By Martin Quin Pollard and Dylan Martinez
HANGZHOU, China (Reuters) – Three North Korean marksmen refused to join their South Korean rivals in a group photo of medal winners at the Hangzhou Asian Games after narrowly missing out on gold in a men’s team shooting competition on Monday.
After receiving their silver medal in the men’s team 10m running target, their country’s first of the Games, the three North Korean athletes first broke with tradition by declining to turn towards the flag during the rendition of the national anthem of the winners, South Korea.

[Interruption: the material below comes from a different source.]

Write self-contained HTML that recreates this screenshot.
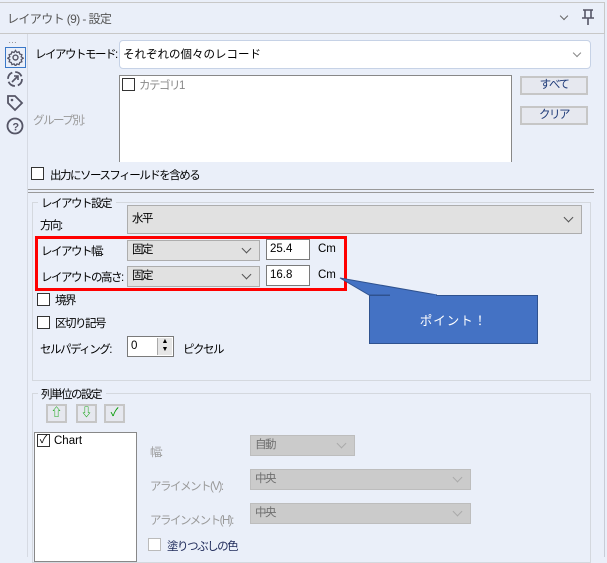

Then, during the customary group photo, where all medal winners bunch together for the cameras, the bronze medallists, Indonesia, joined South Korea on the top rung of the podium, but the three North Koreans, Kwon Kwang-il, Pak Myong-won and Songjun Yu, did not.
During a brief, but awkward delay one of the South Koreans tapped one of the North Koreans on the shoulder and tried to speak to them, but the North Koreans kept silent and did not even look to their left where their rivals stood.
The podium drama at the Fuyang Yinhu Sports Centre on the outskirts of the Eastern Chinese cit was the latest controversy involving the team from the long isolated country.
A day earlier the Olympic Council of Asia (OCA) said it was happy for the North Korea flag to keep flying at the Games despite it being banned over the country’s non-compliance with global anti-doping rules.
The Hangzhou Asian Games is the first international multi-sport event North Korea is attending since the 2018 edition in Jakarta.
North Korea was suspended from the International Olympic Committee (IOC) until the end of 2022, missing last year’s Beijing Winter Games, after failing to send a team to the Summer Olympics in Tokyo.
The 1950-1953 Korean War ended in an armistice rather than a peace treaty meaning the two sides are still technically at war.